Russia, once the world’s biggest wheat importer, has the potential to as much as double its grain harvest, according to billionaire Oleg Deripaska’s Kuban Agricultural Holding.
Russia could reap 150 million to 170 million metric tons of grain, compared with 85 million to 90 million tons in recent seasons, if it puts into use 25 million hectares (61.8 million acres) of idle agricultural land and utilizes better technologies and fertilizers, said Andrey Oleynik, managing director of agribusiness at parent company Basic Element. The country has 115 million hectares of agricultural land, he said, an area bigger than Colombia.
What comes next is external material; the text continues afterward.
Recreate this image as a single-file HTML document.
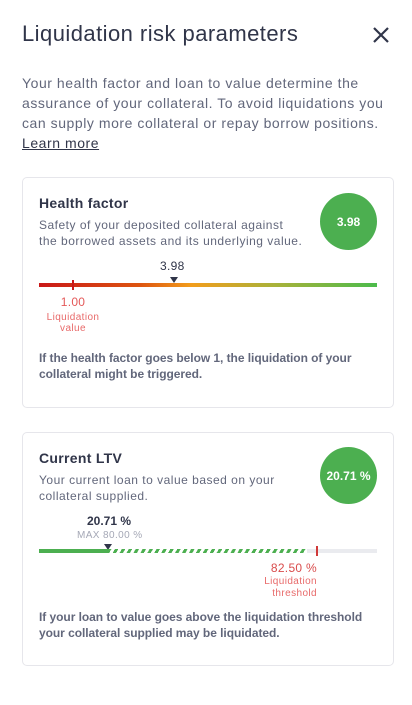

“There is big potential for development and increasing profits in Russia’s agriculture,” Oleynik said. “Profitability in the sector may be easily raised to 15 percent from the current 6 to 10 percent by applying technologies and better management.”
Russia was the biggest wheat importer in the 1992-93 season following the collapse of the Soviet Union, according to the U.S. Department of Agriculture data. The country boosted private investment in grain production and became the world’s fifth biggest wheat exporter in the season that ended June 30, according to the USDA. Land availability and wages averaging 12,000 rubles ($360) a month in the sector make agriculture an attractive investment and allow room for further growth, according to Oleynik.
Basic Element manages assets owned by Deripaska including En+ Group, which controls a 48 percent stake in United Co. Rusal, the world’s biggest producer of aluminum.